> [Directions]: Copy all the data exactly, except the pictures.
□ □ □
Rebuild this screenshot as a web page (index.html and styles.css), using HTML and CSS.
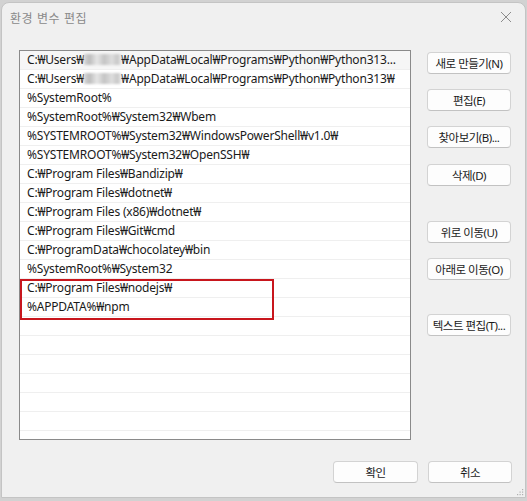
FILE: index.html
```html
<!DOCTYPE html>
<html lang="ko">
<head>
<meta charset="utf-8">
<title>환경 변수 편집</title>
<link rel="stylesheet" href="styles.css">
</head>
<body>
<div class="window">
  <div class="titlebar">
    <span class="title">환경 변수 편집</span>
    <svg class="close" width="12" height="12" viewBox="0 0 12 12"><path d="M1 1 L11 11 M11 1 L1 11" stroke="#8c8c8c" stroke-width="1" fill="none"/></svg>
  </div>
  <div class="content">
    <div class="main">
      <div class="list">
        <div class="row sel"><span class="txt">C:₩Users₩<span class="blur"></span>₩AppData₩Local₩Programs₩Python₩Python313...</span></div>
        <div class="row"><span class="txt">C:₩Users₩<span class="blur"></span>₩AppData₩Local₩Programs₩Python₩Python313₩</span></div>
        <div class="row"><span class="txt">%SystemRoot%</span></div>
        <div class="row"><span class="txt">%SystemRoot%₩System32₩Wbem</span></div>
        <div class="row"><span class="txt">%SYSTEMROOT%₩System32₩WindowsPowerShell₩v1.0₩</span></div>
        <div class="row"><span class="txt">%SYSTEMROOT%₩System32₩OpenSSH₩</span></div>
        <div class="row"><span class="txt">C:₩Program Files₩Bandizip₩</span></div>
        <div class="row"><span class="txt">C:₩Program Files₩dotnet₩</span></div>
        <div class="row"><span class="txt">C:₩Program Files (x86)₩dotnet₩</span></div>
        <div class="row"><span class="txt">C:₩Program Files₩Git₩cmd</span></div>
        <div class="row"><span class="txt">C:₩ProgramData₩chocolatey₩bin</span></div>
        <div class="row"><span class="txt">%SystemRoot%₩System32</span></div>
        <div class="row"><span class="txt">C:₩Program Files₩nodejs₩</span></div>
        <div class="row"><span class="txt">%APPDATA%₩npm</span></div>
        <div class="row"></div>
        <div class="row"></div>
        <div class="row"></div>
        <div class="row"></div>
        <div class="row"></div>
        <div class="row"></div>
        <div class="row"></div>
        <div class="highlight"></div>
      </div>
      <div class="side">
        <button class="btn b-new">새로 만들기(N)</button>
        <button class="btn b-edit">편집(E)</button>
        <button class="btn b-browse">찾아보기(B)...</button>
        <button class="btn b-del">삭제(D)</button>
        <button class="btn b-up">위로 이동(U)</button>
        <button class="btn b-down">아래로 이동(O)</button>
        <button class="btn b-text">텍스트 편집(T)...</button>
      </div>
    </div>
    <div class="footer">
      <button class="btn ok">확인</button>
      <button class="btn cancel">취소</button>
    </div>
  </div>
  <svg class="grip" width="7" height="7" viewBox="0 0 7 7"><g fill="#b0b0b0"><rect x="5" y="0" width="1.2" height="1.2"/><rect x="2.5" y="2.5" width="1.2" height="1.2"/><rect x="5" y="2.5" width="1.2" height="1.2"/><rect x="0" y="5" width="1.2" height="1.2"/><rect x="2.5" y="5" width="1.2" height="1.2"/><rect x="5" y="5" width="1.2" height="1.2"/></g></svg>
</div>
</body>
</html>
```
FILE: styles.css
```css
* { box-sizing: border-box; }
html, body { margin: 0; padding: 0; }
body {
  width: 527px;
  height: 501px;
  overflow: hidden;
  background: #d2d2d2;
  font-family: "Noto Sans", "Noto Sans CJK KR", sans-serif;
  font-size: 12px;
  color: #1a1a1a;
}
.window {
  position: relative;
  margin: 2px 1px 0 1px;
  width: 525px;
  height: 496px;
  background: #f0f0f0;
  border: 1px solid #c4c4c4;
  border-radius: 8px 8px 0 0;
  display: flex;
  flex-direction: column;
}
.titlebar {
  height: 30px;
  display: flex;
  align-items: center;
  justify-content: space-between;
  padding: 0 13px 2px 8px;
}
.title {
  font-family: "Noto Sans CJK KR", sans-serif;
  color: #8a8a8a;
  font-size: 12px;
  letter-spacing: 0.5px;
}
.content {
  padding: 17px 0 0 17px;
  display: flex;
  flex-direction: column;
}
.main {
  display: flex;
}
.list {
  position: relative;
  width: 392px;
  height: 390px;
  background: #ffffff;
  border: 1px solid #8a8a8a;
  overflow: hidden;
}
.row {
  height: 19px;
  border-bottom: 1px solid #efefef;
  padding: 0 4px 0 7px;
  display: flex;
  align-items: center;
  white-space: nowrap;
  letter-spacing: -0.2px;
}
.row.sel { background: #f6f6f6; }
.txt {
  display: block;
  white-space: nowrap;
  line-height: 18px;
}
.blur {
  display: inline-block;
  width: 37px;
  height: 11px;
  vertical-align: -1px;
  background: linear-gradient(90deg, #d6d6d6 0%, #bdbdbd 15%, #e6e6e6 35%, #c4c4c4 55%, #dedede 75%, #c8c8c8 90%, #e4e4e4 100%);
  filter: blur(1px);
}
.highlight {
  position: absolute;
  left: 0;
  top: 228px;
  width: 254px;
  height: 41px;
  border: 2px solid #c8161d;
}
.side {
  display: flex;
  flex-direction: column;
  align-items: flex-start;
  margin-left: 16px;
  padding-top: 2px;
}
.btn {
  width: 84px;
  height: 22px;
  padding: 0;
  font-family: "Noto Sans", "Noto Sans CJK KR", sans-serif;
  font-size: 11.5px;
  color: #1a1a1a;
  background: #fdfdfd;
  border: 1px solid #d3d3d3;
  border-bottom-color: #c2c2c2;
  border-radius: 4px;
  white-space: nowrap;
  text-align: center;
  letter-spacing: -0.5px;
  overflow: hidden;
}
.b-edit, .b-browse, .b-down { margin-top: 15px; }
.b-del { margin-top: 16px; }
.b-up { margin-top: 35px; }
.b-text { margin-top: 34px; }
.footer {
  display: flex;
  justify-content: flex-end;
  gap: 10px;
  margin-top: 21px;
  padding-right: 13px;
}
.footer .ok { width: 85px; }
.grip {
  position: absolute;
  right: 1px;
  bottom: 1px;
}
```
□ □ □
> [Problem solution]:
Rebuild this screenshot as a web page (index.html and styles.css), using HTML and CSS.
FILE: index.html
```html
<!DOCTYPE html>
<html lang="ko">
<head>
<meta charset="utf-8">
<title>환경 변수 편집</title>
<link rel="stylesheet" href="styles.css">
</head>
<body>
<div class="window">
  <div class="titlebar">
    <span class="title">환경 변수 편집</span>
    <svg class="close" width="12" height="12" viewBox="0 0 12 12"><path d="M1 1 L11 11 M11 1 L1 11" stroke="#8c8c8c" stroke-width="1" fill="none"/></svg>
  </div>
  <div class="content">
    <div class="main">
      <div class="list">
        <div class="row sel"><span class="txt">C:₩Users₩<span class="blur"></span>₩AppData₩Local₩Programs₩Python₩Python313...</span></div>
        <div class="row"><span class="txt">C:₩Users₩<span class="blur"></span>₩AppData₩Local₩Programs₩Python₩Python313₩</span></div>
        <div class="row"><span class="txt">%SystemRoot%</span></div>
        <div class="row"><span class="txt">%SystemRoot%₩System32₩Wbem</span></div>
        <div class="row"><span class="txt">%SYSTEMROOT%₩System32₩WindowsPowerShell₩v1.0₩</span></div>
        <div class="row"><span class="txt">%SYSTEMROOT%₩System32₩OpenSSH₩</span></div>
        <div class="row"><span class="txt">C:₩Program Files₩Bandizip₩</span></div>
        <div class="row"><span class="txt">C:₩Program Files₩dotnet₩</span></div>
        <div class="row"><span class="txt">C:₩Program Files (x86)₩dotnet₩</span></div>
        <div class="row"><span class="txt">C:₩Program Files₩Git₩cmd</span></div>
        <div class="row"><span class="txt">C:₩ProgramData₩chocolatey₩bin</span></div>
        <div class="row"><span class="txt">%SystemRoot%₩System32</span></div>
        <div class="row"><span class="txt">C:₩Program Files₩nodejs₩</span></div>
        <div class="row"><span class="txt">%APPDATA%₩npm</span></div>
        <div class="row"></div>
        <div class="row"></div>
        <div class="row"></div>
        <div class="row"></div>
        <div class="row"></div>
        <div class="row"></div>
        <div class="row"></div>
        <div class="highlight"></div>
      </div>
      <div class="side">
        <button class="btn b-new">새로 만들기(N)</button>
        <button class="btn b-edit">편집(E)</button>
        <button class="btn b-browse">찾아보기(B)...</button>
        <button class="btn b-del">삭제(D)</button>
        <button class="btn b-up">위로 이동(U)</button>
        <button class="btn b-down">아래로 이동(O)</button>
        <button class="btn b-text">텍스트 편집(T)...</button>
      </div>
    </div>
    <div class="footer">
      <button class="btn ok">확인</button>
      <button class="btn cancel">취소</button>
    </div>
  </div>
  <svg class="grip" width="7" height="7" viewBox="0 0 7 7"><g fill="#b0b0b0"><rect x="5" y="0" width="1.2" height="1.2"/><rect x="2.5" y="2.5" width="1.2" height="1.2"/><rect x="5" y="2.5" width="1.2" height="1.2"/><rect x="0" y="5" width="1.2" height="1.2"/><rect x="2.5" y="5" width="1.2" height="1.2"/><rect x="5" y="5" width="1.2" height="1.2"/></g></svg>
</div>
</body>
</html>
```
FILE: styles.css
```css
* { box-sizing: border-box; }
html, body { margin: 0; padding: 0; }
body {
  width: 527px;
  height: 501px;
  overflow: hidden;
  background: #d2d2d2;
  font-family: "Noto Sans", "Noto Sans CJK KR", sans-serif;
  font-size: 12px;
  color: #1a1a1a;
}
.window {
  position: relative;
  margin: 2px 1px 0 1px;
  width: 525px;
  height: 496px;
  background: #f0f0f0;
  border: 1px solid #c4c4c4;
  border-radius: 8px 8px 0 0;
  display: flex;
  flex-direction: column;
}
.titlebar {
  height: 30px;
  display: flex;
  align-items: center;
  justify-content: space-between;
  padding: 0 13px 2px 8px;
}
.title {
  font-family: "Noto Sans CJK KR", sans-serif;
  color: #8a8a8a;
  font-size: 12px;
  letter-spacing: 0.5px;
}
.content {
  padding: 17px 0 0 17px;
  display: flex;
  flex-direction: column;
}
.main {
  display: flex;
}
.list {
  position: relative;
  width: 392px;
  height: 390px;
  background: #ffffff;
  border: 1px solid #8a8a8a;
  overflow: hidden;
}
.row {
  height: 19px;
  border-bottom: 1px solid #efefef;
  padding: 0 4px 0 7px;
  display: flex;
  align-items: center;
  white-space: nowrap;
  letter-spacing: -0.2px;
}
.row.sel { background: #f6f6f6; }
.txt {
  display: block;
  white-space: nowrap;
  line-height: 18px;
}
.blur {
  display: inline-block;
  width: 37px;
  height: 11px;
  vertical-align: -1px;
  background: linear-gradient(90deg, #d6d6d6 0%, #bdbdbd 15%, #e6e6e6 35%, #c4c4c4 55%, #dedede 75%, #c8c8c8 90%, #e4e4e4 100%);
  filter: blur(1px);
}
.highlight {
  position: absolute;
  left: 0;
  top: 228px;
  width: 254px;
  height: 41px;
  border: 2px solid #c8161d;
}
.side {
  display: flex;
  flex-direction: column;
  align-items: flex-start;
  margin-left: 16px;
  padding-top: 2px;
}
.btn {
  width: 84px;
  height: 22px;
  padding: 0;
  font-family: "Noto Sans", "Noto Sans CJK KR", sans-serif;
  font-size: 11.5px;
  color: #1a1a1a;
  background: #fdfdfd;
  border: 1px solid #d3d3d3;
  border-bottom-color: #c2c2c2;
  border-radius: 4px;
  white-space: nowrap;
  text-align: center;
  letter-spacing: -0.5px;
  overflow: hidden;
}
.b-edit, .b-browse, .b-down { margin-top: 15px; }
.b-del { margin-top: 16px; }
.b-up { margin-top: 35px; }
.b-text { margin-top: 34px; }
.footer {
  display: flex;
  justify-content: flex-end;
  gap: 10px;
  margin-top: 21px;
  padding-right: 13px;
}
.footer .ok { width: 85px; }
.grip {
  position: absolute;
  right: 1px;
  bottom: 1px;
}
```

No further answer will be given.